The scourge of illegal narcotics passing through our borders should serve as a reminder to the Church in this nation that we must take seriously our responsibility for our southern neighbors. We must be faithful to bring the claims of the gospel to bear upon the nations closest to us lest God allow us to be conquered by the evil influences originating from that region.
One-third of the cocaine which arrives in the U.S. flows through Mexico. The Mexican government is rife with corruption, bribery, and deceit on every level. Why? Because missionary activity still has not brought the claims of Christ to bear upon the government and the institutions of that nation. It is a reproach to the Church in America that our closest neighbor is still enslaved by poverty while we enjoy the benefits of a biblical economy. When will we take the principles of economic liberty to these people?
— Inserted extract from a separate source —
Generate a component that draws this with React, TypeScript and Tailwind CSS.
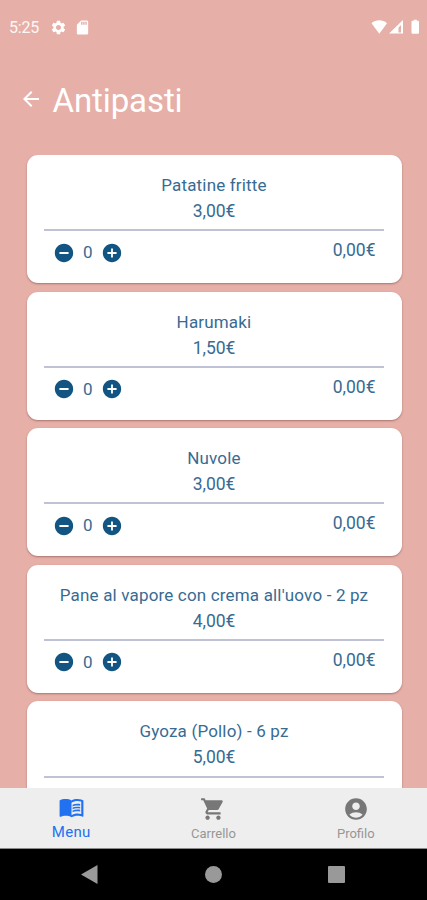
import {
  MdAccountCircle,
  MdAddCircle,
  MdArrowBack,
  MdMenuBook,
  MdRemoveCircle,
  MdSdCard,
  MdSettings,
  MdShoppingCart,
} from "react-icons/md";

interface Dish {
  name: string;
  price: string;
}

const dishes: Dish[] = [
  { name: "Patatine fritte", price: "3,00€" },
  { name: "Harumaki", price: "1,50€" },
  { name: "Nuvole", price: "3,00€" },
  { name: "Pane al vapore con crema all'uovo - 2 pz", price: "4,00€" },
  { name: "Gyoza (Pollo) - 6 pz", price: "5,00€" },
];

const StatusBar = () => {
  return (
    <div className="flex h-[54px] shrink-0 items-center justify-between pr-[7px] pl-[9px] text-white">
      <div className="flex items-center">
        <span className="w-[30px] pt-[2px] text-[16px] tracking-[-0.2px] text-white/90">
          5:25
        </span>
        <MdSettings size={17} className="ml-[11px]" />
        <MdSdCard size={17} className="ml-[7px]" />
      </div>
      <svg width="50" height="16" viewBox="0 0 50 16" fill="currentColor">
        <path d="M1.5 4.2C6 .4 12.5 .4 17 4.2L9.3 14.8z" />
        <path
          d="M19 14.5L33 1v13.5zM28.5 13.5h2.5V6L28.5 8.5z"
          fillRule="evenodd"
        />
        <path d="M42.5 1.8h1.2V.8h3.2v1h1.1q1 0 1 1v10.9q0 1-1 1h-5.5q-1 0-1-1V2.8q0-1 1-1z" />
      </svg>
    </div>
  );
};

const DishCard = ({ name, price }: Dish) => {
  return (
    <div className="h-[128.3px] shrink-0 rounded-[11px] bg-white px-[17.5px] pt-[17px] text-[17px] text-[#386b92] shadow-[0_1px_2px_rgba(90,50,45,0.45)]">
      <div className="text-center leading-[26px]">
        <div className="tracking-[0.17px] whitespace-nowrap">{name}</div>
        <div className="text-[17.5px] tracking-[-0.1px]">{price}</div>
      </div>
      <div className="mt-[5.2px] h-[2px] bg-[#bfc2d5]" />
      <div className="flex justify-between pr-[8.5px] pl-[9px]">
        <div className="flex h-[43px] items-center">
          <MdRemoveCircle size={22} className="-mx-[0.5px] text-[#125582]" />
          <span className="w-[27.5px] text-center">0</span>
          <MdAddCircle size={22} className="-mx-[0.5px] text-[#125582]" />
        </div>
        <span className="pt-[6px] text-[17.5px] leading-[26px]">0,00€</span>
      </div>
    </div>
  );
};

const TabBar = () => {
  return (
    <div className="grid h-[61px] shrink-0 grid-cols-3 border-b border-[#8a8a8a] bg-[#eeeeee] pt-[7px] text-[13px] text-[#969696]">
      <div className="flex flex-col items-center text-[#2271f0]">
        <MdMenuBook size={26} className="translate-x-[0.5px] -translate-y-px" />
        <span className="text-[15px] leading-[22px] tracking-[0.3px]">
          Menu
        </span>
      </div>
      <div className="flex flex-col items-center">
        <MdShoppingCart size={26} className="translate-y-px text-[#777777]" />
        <span className="leading-[25px]">Carrello</span>
      </div>
      <div className="flex flex-col items-center">
        <MdAccountCircle size={26} className="translate-y-px text-[#777777]" />
        <span className="leading-[25px]">Profilo</span>
      </div>
    </div>
  );
};

const SystemNav = () => {
  return (
    <div className="flex h-[51px] shrink-0 items-center justify-between bg-black pr-[82px] pl-[81px]">
      <svg width="17" height="19" viewBox="0 0 17 19" fill="#999999">
        <path d="M0 9.5L16.5 0v19z" />
      </svg>
      <div className="size-[17px] rounded-full bg-[#999999]" />
      <div className="size-[17px] rounded-[1px] bg-[#999999]" />
    </div>
  );
};

const App = () => {
  return (
    <div className="flex h-[900px] w-[427px] flex-col overflow-hidden bg-[#e6afa7] font-[Roboto,sans-serif]">
      <StatusBar />
      <header className="flex h-[101px] shrink-0 items-start pt-[27px] pl-[19px] text-white">
        <MdArrowBack size={24} className="mt-[5.5px]" />
        <h1 className="ml-[9.5px] text-[33px] leading-[40px] tracking-[-0.1px]">
          Antipasti
        </h1>
      </header>
      <main className="flex min-h-0 flex-1 flex-col gap-[8.3px] overflow-hidden pr-[25.5px] pl-[26.5px]">
        {dishes.map((dish) => (
          <DishCard key={dish.name} {...dish} />
        ))}
      </main>
      <TabBar />
      <SystemNav />
    </div>
  );
};

export default App;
What about Panama, the outpost of General Noreiga? Panama is a nation that has been totally opened to American influence for many years because of the Canal Zone; but where are the Christians who can assist Panamanian leaders in building a Christian republic that will truly respect the rights of every individual citizen, and deliver the people from countless military dictatorships? Where is the Christian influence in Colombia – where fear of the powerful drug cartel now rules the churches, the courts, and the legislative assembly?
The wickedness that is breeding in Latin America does not have to overtake us. We can conquer if we will make the right choices. God can deliver America and the world from the power of the drug lords. As we join together to repent of our national sins, and to pray for deliverance from the judgment of illegal drugs that has come upon us, may the Church be fervent and obedient as we labor to establish Christ’s government in this hemisphere.